A UK company has developed a strain of genetically modified mosquito that could drastically reduce diseases like dengue fever. But are Florida’s residents prepared to trial the GM insect in Key West?
The tourist haven of Florida’s Key West may soon be playing host to a totally new kind of visitor: genetically modified mosquitoes, engineered in a British laboratory to prevent the spread of tropical disease.
The technology has the potential to control deadly mosquito-borne diseases like dengue fever, without the cost and ecological damage that results from using insecticides. But as with any GM technology, opponents warn the insects could do far more harm than good.
A plan to introduce the insects to this southernmost point in the continental United States promises to make it the frontline in a new test of the public’s acceptance of genetic modification.
Currently the authorities in Key West, like mush of the southern United States, spend millions each year controlling mosquitoes. A particular concern is the yellow fever mosquito Aedes aegypti which can spread sometimes deadly dengue fever virus.
Dengue is largely confined to the tropics where it infects more than 50 million people each year. For most it causes a severe and painful fever, but around 25 thousand people die annually, many of them children.
In 2009 Key West had a minor dengue outbreak that coincided with the emergence of resistance to insecticides among local mosquitoes. Concerned about the impact of a future dengue outbreak on tourism, authorities looked to the new GM mosquito being developed by a small Didcot-based start up, Oxitec.
Read more: GM mosquito battles dengue fever
The idea is based on a tried and tested method of insect pest-control: sterilisation. A gene is inserted into the mosquitoes that when it is expressed in the following generation, causes the developing offspring to die.
In the lab, the gene is kept silent by an antibiotic added to the insect’s food. But in the environment, in the absence of antibiotic, the gene is activated. Oxitec’s strategy is to release only male mosquitoes which do not bite humans. If enough are released, all the wild female mosquitoes will breed with the engineered ones. The company claim a field trial in the Cayman Islands in 2010 reduced the dengue mosquito population by 80 per cent.

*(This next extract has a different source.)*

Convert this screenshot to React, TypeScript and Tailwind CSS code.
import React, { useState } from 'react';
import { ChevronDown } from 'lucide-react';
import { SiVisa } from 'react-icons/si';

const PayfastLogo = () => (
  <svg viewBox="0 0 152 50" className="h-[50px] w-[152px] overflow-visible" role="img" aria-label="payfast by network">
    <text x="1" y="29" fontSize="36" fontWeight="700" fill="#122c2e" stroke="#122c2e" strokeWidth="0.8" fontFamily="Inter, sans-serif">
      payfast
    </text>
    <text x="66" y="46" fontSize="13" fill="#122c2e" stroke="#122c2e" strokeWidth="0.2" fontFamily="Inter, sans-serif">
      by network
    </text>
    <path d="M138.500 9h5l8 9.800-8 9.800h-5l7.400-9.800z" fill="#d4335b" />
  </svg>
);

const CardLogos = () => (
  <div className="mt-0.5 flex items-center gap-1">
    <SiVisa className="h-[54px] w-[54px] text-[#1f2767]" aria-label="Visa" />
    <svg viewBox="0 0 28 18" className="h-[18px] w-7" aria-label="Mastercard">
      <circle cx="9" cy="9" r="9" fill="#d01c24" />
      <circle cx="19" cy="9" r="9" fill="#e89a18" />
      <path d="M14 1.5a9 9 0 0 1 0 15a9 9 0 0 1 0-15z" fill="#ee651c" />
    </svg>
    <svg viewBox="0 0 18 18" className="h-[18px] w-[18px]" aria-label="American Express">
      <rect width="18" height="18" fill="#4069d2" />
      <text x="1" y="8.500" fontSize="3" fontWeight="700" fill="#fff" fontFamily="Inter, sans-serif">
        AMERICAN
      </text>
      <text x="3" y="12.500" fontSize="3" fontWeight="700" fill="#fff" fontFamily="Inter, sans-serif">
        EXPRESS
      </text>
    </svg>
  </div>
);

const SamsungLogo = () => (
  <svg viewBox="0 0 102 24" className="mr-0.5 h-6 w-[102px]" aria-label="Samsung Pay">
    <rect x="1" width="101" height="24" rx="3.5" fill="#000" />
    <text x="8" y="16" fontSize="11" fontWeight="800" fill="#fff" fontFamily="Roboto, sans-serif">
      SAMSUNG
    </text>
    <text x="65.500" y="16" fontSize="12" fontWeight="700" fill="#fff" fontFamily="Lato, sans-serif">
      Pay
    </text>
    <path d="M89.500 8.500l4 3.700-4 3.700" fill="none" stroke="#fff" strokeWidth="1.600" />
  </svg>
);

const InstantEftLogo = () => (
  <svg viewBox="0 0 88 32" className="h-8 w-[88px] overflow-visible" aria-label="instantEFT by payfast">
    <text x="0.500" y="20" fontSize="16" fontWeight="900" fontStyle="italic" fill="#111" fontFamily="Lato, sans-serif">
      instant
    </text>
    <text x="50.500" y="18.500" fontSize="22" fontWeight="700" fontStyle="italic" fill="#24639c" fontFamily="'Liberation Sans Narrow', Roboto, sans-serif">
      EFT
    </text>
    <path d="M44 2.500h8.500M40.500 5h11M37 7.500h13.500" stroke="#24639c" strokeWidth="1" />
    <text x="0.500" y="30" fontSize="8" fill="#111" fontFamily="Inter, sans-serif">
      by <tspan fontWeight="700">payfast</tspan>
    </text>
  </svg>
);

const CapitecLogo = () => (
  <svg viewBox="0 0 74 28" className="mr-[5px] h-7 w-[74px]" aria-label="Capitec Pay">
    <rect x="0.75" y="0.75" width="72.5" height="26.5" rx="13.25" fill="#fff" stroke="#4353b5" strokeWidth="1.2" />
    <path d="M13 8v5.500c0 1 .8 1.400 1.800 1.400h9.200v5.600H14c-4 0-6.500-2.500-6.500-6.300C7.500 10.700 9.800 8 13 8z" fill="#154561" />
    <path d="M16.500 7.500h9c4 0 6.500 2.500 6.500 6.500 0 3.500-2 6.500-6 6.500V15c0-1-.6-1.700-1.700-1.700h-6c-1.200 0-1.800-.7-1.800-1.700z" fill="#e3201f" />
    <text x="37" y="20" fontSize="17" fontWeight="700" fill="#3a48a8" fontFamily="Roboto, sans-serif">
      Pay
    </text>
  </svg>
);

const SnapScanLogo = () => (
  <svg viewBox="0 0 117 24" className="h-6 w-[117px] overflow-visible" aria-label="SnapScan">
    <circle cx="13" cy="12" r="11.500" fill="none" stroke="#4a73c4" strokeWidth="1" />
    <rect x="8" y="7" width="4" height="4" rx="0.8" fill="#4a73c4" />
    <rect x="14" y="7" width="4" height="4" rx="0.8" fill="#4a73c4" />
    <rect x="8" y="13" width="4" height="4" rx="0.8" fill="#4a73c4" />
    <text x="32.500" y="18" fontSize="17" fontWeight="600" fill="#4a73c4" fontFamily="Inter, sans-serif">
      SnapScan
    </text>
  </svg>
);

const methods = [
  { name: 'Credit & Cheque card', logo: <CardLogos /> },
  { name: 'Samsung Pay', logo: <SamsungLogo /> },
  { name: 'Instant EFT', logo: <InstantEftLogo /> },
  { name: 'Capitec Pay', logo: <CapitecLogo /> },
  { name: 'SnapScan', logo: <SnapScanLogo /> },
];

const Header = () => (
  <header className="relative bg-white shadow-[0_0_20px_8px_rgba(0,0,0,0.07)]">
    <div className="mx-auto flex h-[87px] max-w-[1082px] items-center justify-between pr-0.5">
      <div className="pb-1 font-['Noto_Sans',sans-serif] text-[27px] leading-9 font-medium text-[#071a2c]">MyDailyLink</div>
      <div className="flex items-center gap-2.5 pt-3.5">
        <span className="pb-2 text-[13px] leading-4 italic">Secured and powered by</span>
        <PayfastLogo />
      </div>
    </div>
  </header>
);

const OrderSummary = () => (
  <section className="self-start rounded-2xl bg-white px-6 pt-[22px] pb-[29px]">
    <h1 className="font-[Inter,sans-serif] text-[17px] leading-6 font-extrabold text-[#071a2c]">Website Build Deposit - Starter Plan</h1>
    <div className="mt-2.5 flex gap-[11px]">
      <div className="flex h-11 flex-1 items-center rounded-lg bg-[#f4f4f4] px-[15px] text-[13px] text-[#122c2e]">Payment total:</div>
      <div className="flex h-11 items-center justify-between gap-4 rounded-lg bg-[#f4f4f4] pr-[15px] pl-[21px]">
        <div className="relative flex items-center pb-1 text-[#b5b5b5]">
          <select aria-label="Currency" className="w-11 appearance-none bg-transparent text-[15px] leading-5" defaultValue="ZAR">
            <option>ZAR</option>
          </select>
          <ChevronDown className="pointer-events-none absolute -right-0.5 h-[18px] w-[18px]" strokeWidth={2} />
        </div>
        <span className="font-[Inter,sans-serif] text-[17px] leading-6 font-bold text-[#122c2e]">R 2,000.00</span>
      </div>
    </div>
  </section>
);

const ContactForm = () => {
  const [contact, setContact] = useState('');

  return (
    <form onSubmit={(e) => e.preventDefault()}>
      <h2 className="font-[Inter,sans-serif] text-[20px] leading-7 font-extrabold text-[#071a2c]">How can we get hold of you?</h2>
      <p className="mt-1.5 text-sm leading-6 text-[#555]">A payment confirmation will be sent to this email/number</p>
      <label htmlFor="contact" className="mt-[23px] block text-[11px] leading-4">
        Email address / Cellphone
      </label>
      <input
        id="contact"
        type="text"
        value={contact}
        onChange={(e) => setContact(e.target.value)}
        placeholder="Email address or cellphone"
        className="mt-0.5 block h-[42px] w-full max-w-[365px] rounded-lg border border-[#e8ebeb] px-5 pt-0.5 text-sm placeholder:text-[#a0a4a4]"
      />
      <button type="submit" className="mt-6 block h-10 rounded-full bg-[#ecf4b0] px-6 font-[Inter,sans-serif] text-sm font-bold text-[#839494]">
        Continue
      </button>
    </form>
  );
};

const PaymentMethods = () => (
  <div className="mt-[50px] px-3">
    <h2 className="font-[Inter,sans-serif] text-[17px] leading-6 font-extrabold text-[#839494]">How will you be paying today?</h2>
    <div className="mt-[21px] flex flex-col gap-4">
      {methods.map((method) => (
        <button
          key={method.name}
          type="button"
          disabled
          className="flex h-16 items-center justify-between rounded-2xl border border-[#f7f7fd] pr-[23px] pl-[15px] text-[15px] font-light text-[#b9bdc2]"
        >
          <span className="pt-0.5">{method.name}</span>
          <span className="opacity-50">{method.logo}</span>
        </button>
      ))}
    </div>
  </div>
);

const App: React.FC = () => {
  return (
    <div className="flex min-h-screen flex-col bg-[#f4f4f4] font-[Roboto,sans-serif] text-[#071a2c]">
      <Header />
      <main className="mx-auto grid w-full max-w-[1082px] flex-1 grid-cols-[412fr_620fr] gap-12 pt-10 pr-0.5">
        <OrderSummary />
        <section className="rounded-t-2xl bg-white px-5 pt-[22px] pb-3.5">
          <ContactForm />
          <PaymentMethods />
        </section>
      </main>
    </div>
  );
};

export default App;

Some people call it playing God. I call it good management. Dr Michael Doyle
“It’s like the smart bomb or stealth bomber of mosquito control,” says Dr Michael Doyle, director of the Florida Keys Mosquito Control Authority. Aedes aegypti is notorious for avoiding insecticide sprays and other control methods. It can breed in tiny amounts of standing water often in gardens and under homes. Because the GM mosquito targets others, it gets around that problem, he said.
As a result, it has less impact on other insect species. “You can go in and remove the species that are bad and allow the species that may have no effect on humans to play out their role in the environment,” he said. “Some people call that playing God. I call it good management,”

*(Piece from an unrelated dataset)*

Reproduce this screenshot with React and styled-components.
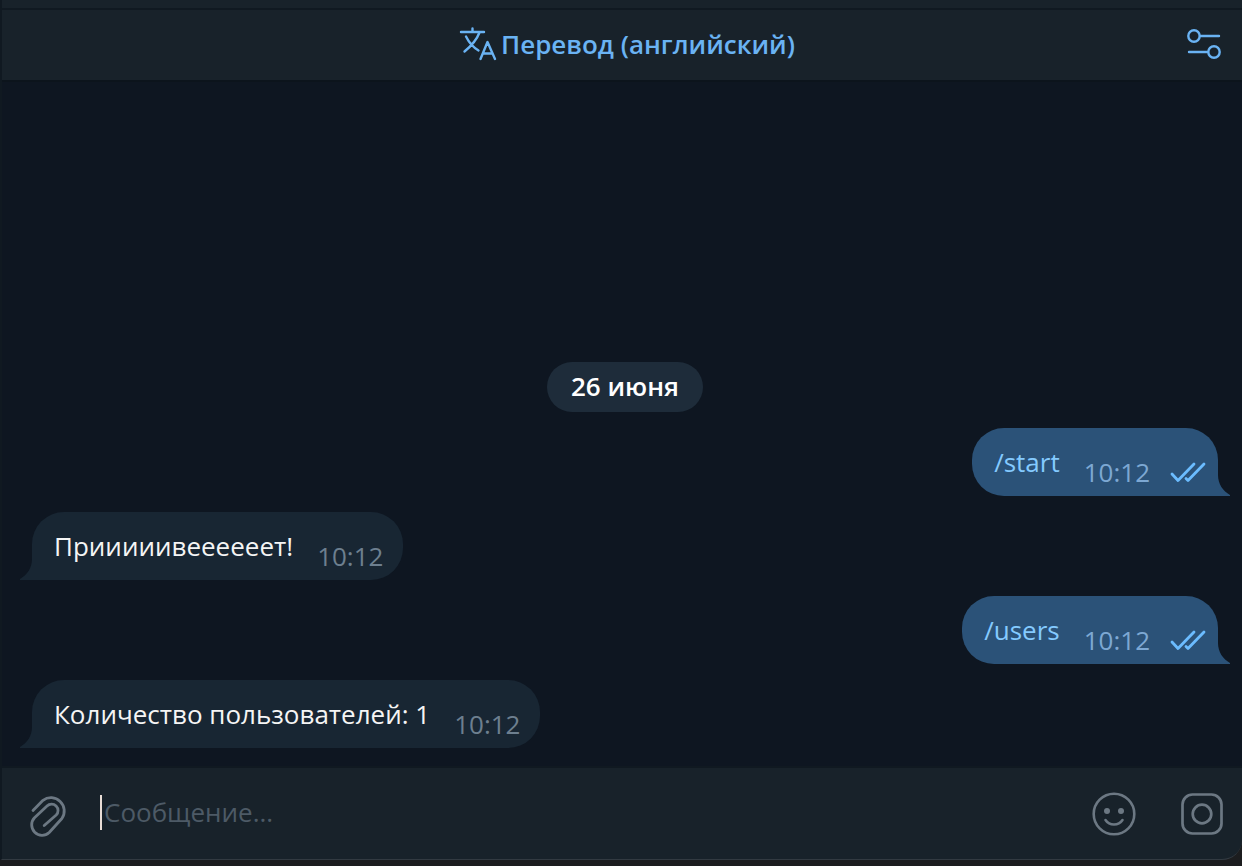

But others don’t see it that way. Anti-GM campaigners have already begun to mobilise opposition in Key West. “Oxitec is a company that is pushing ahead to commercialise this technology without really doing a thorough risk assessment or properly engaging the public in the potential risks,” says Dr Helen Wallace of Genewatch.
Oxitec is pushing ahead to commercialise this technology without really doing a thorough risk assessment. Dr Helen Wallace, Genewatch
Campaigners like Wallace argue Oxitec haven’t properly informed people about the potential for risk of releasing female GM mosquitoes, or evidence that some offspring do survive the fatal effects of the inserted gene.
They are also concerned about whether antibiotics in the environment could allow some mosquitoes with the gene to survive. That presents the possibility of engineered mosquitoes biting someone, or the released mosquitoes evolving resistance to the gene supposed to kill them.
They accuse Oxitec of moving too fast with the technology before these questions have been addressed.
Read more: A brief history of GM
The company’s CEO, Hadyn Parry, strongly defends his company’s technology as safe and well-studied, arguing it will be independent scrutiny that ultimately decides whether it goes ahead or not. “It’s up to us to prove our case, and its up to the regulators to deem whether our case is safe, sustainable and is likely to prove a benefit,” he said.
In his view, a vocal minority could delay poorer countries a technology that has a real chance of helping them. “You’ve got 50 to 100 million getting dengue each year with symptoms, severity and geographic spread all getting worse – how slow does anyone want us to go?” The company is already conducting field trials in Brazil and is in talks about others in Panama and Malaysia.
You’ve got 50 to 100 million getting dengue each year. How slow does anyone want us to go? Hadyn Perry, Oxitec
The authorities in Key West want the US regulator to rule on the mosquitoes within the next year. One current obstacle is that no regulatory body has jurisdiction over a technology as new as a genetically modified biting insect.
If the US regulator does decide to give a green light to lab-engineered mosquitoes, however, it would set an important global precedent. The US regulator has international recognition and its decisions are often accepted by other countries. That would likely help Oxitec to move into more dengue-affected countries in Asia and South America.
But if they say no, critics fear it could be more than a setback for Oxitec. Advances in lab-engineered insects to control other, even more important diseases like malaria could be delayed by decades, they say.